Beschluss vom 27. Dezember 2010
Aktenzeichen: 1 Ws 646/10

(OLG Celle: Beschluss v. 27.12.2010, Az.: 1 Ws 646/10)

1. Der Haftzuschlag des § 83 Abs. 3 BRAGO gilt nur für den ersten Hauptverhandlungstag nach § 83 Abs. 1 BRAGO, nicht für die Folgetermine im Sinne des § 83 Abs. 2 BRAGO.2. Für die Bewertung der nach § 12 BRAGO zu berücksichtigenden Einkommens und Vermögensverhältnisse sind grundsätzlich die sich aus dem schriftlichen Urteil bzw. dem Vorgang ergebenden Umstände maßgeblich. Darüber hinaus allein im Wissen des Verteidigers stehende Umstände müssen glaubhaft gemacht werden.3. Eine Erstattungsfähigkeit im Sinne des § 464b StPO i.V.m. § 27 Abs. 1 BRAGO für gefertigte Kopien einer Sitzungsniederschrift, die durch das Gericht auf Antrag kostenfrei erstellt worden wären, ist nicht gegeben.4. Die Höhe des maßgeblichen Umsatzsteuersatzes richtet sich nach der Fälligkeit der Leistung.

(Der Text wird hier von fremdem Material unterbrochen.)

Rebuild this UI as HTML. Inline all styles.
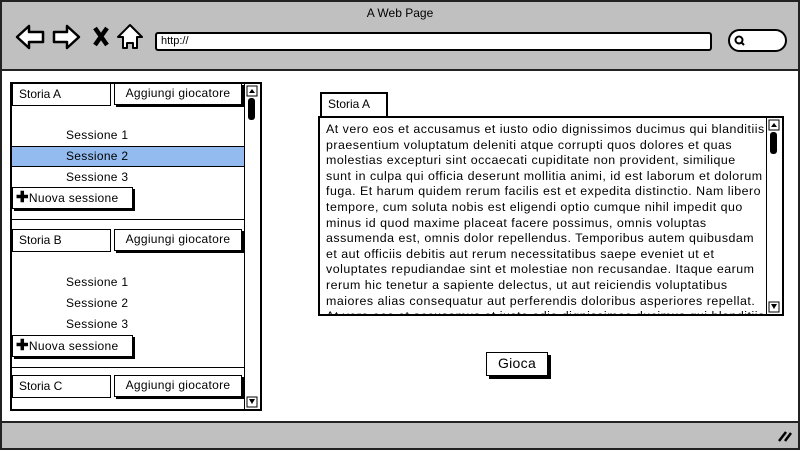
<!DOCTYPE html>
<html><head><style>
*{margin:0;padding:0;box-sizing:border-box}
body{width:800px;height:450px;overflow:hidden;background:#fff;font-family:"Liberation Sans",sans-serif;font-size:12px;color:#000;position:relative}
.a{position:absolute}
.box{position:absolute;border:2px solid #000;background:#fff}
.btn{position:absolute;border:1.5px solid #000;background:#fff;box-shadow:2px 2px 0 #000;font-size:12px;line-height:19px;text-align:center;letter-spacing:0.3px}
.tab{position:absolute;border:1.5px solid #000;border-bottom:none;background:#fff;font-size:12px;padding-left:6px;line-height:20px}
.s{position:absolute;left:66px;font-size:12px;letter-spacing:0.3px}
.sb{position:absolute;border-left:1.5px solid #000;background:#fff}
</style></head><body>
<div class="a" style="left:0;top:0;width:800px;height:450px;border:2px solid #222"></div>
<div class="a" style="left:2px;top:2px;width:796px;height:69px;background:#c0c0c0;border-bottom:2px solid #222"></div>
<div class="a" style="left:0;top:6px;width:800px;text-align:center;font-size:12px">A Web Page</div>
<svg class="a" style="left:0;top:0" width="160" height="60">
<path d="M17 37 L29 26 L29 32 L43 32 L43 42 L29 42 L29 48 Z" fill="#fff" stroke="#000" stroke-width="2.5" stroke-linejoin="round"/>
<path d="M79 37 L67 26 L67 32 L54 32 L54 42 L67 42 L67 48 Z" fill="#fff" stroke="#000" stroke-width="2.5" stroke-linejoin="round"/>
<path d="M95 28 L107 45 M107 28 L95 45" stroke="#000" stroke-width="4.5"/>
<path d="M130 25 L142 37 L137 37 L137 48 L133 48 L133 43 L127 43 L127 48 L123 48 L123 37 L118 37 Z" fill="#fff" stroke="#000" stroke-width="2" stroke-linejoin="round"/>
</svg>
<div class="a" style="left:155px;top:32px;width:557px;height:19px;background:#fff;border:2px solid #000;border-radius:3px;font-size:11px;padding-left:4px;line-height:15px">http://</div>
<div class="a" style="left:728px;top:29px;width:59px;height:23px;background:#fff;border:2px solid #000;border-radius:12px"></div>
<svg class="a" style="left:733px;top:35px" width="14" height="12"><circle cx="6" cy="5" r="3.5" fill="none" stroke="#000" stroke-width="2"/><path d="M8 7 L11 10" stroke="#000" stroke-width="2"/></svg>
<div class="a" style="left:2px;top:421px;width:796px;height:27px;background:#c0c0c0;border-top:2px solid #222"></div>
<svg class="a" style="left:776px;top:428px" width="18" height="16"><path d="M3 13 L10 4 M9 13 L15 5" stroke="#000" stroke-width="2.5"/></svg>

<!-- left panel -->
<div class="box" style="left:10px;top:82px;width:252px;height:329px"></div>
<div class="tab" style="left:12px;top:83px;width:99px;height:23px;border-bottom:1.5px solid #000">Storia A</div>
<div class="btn" style="left:114px;top:83px;width:128px;height:22px">Aggiungi giocatore</div>
<div class="a" style="left:12px;top:146px;width:232px;height:21px;background:#93bbef;border-top:1px solid #000;border-bottom:1px solid #000"></div>
<div class="s" style="top:128px">Sessione 1</div>
<div class="s" style="top:149px">Sessione 2</div>
<div class="s" style="top:170px">Sessione 3</div>
<div class="btn" style="left:12px;top:187px;width:121px;height:22px;text-align:left;padding-left:3px"><b style="font-size:15px">✚</b>Nuova sessione</div>
<div class="a" style="left:12px;top:219px;width:232px;border-top:1.5px solid #000"></div>

<div class="tab" style="left:12px;top:229px;width:99px;height:23px;border-bottom:1.5px solid #000">Storia B</div>
<div class="btn" style="left:114px;top:229px;width:128px;height:22px">Aggiungi giocatore</div>
<div class="s" style="top:275px">Sessione 1</div>
<div class="s" style="top:296px">Sessione 2</div>
<div class="s" style="top:317px">Sessione 3</div>
<div class="btn" style="left:12px;top:335px;width:121px;height:22px;text-align:left;padding-left:3px"><b style="font-size:15px">✚</b>Nuova sessione</div>
<div class="a" style="left:12px;top:367px;width:232px;border-top:1.5px solid #000"></div>
<div class="tab" style="left:12px;top:375px;width:99px;height:23px;border-bottom:1.5px solid #000">Storia C</div>
<div class="btn" style="left:114px;top:375px;width:128px;height:22px">Aggiungi giocatore</div>

<div class="sb" style="left:244px;top:84px;width:16px;height:325px"></div>
<svg class="a" style="left:245px;top:84px" width="15" height="325">
<rect x="2" y="2" width="10" height="10" fill="#fff" stroke="#000"/><path d="M4 9 L7 5 L10 9Z"/>
<rect x="3" y="14" width="7" height="22" rx="3"/>
<rect x="2" y="313" width="10" height="10" fill="#fff" stroke="#000"/><path d="M4 315 L7 320 L10 315Z"/>
</svg>

<!-- right -->
<div class="tab" style="left:320px;top:92px;width:68px;height:24px;border:2px solid #000;border-bottom:none">Storia A</div>
<div class="box" style="left:318px;top:116px;width:466px;height:200px;overflow:hidden">
<div style="position:absolute;left:6px;top:4px;font-size:12.4px;line-height:15.6px;white-space:nowrap;letter-spacing:0.5px">At vero eos et accusamus et iusto odio dignissimos ducimus qui blanditiis<br>praesentium voluptatum deleniti atque corrupti quos dolores et quas<br>molestias excepturi sint occaecati cupiditate non provident, similique<br>sunt in culpa qui officia deserunt mollitia animi, id est laborum et dolorum<br>fuga. Et harum quidem rerum facilis est et expedita distinctio. Nam libero<br>tempore, cum soluta nobis est eligendi optio cumque nihil impedit quo<br>minus id quod maxime placeat facere possimus, omnis voluptas<br>assumenda est, omnis dolor repellendus. Temporibus autem quibusdam<br>et aut officiis debitis aut rerum necessitatibus saepe eveniet ut et<br>voluptates repudiandae sint et molestiae non recusandae. Itaque earum<br>rerum hic tenetur a sapiente delectus, ut aut reiciendis voluptatibus<br>maiores alias consequatur aut perferendis doloribus asperiores repellat.<br>At vero eos et accusamus et iusto odio dignissimos ducimus qui blanditiis</div>
<div class="sb" style="left:446px;top:0;width:16px;height:196px"></div>
<svg class="a" style="left:447px;top:0" width="15" height="196">
<rect x="2" y="2" width="10" height="10" fill="#fff" stroke="#000"/><path d="M4 9 L7 5 L10 9Z"/>
<rect x="3" y="14" width="7" height="22" rx="3"/>
<rect x="2" y="184" width="10" height="10" fill="#fff" stroke="#000"/><path d="M4 186 L7 191 L10 186Z"/>
</svg>
</div>
<div class="btn" style="left:486px;top:352px;width:62px;height:24px;font-size:14px;line-height:21px;box-shadow:3px 3px 0 #000">Gioca</div>
</body></html>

Abreden zwischen dem ehemals Beschuldigten und seinem Verteidiger, die Gebühren erst mit rechtskräftigem Abschluss des Verfahrens in Rechnung zu stellen, berühren die Fälligkeit nicht.

Tenor

1. Auf die sofortige Beschwerde des Freigesprochenen wird der Kostenfestsetzungsbeschluss des Landgerichts Hannover vom 29. Juli 2010 dahingehend abgeändert, dass die dem Freigesprochenen aufgrund seines Antrags vom 11. Mai 2010 von der Staatskasse zu erstattenden notwendigen Auslagen auf insgesamt 11.589,21 € festgesetzt werden.

2. Die weitergehende sofortige Beschwerde wird als unbegründet verworfen.

3. Die Kosten des Beschwerdeverfahrens trägt der Beschwerdeführer.

4. Der Wert des Beschwerdegegenstandes wird auf 4836,36 € festgesetzt.

Gründe

I.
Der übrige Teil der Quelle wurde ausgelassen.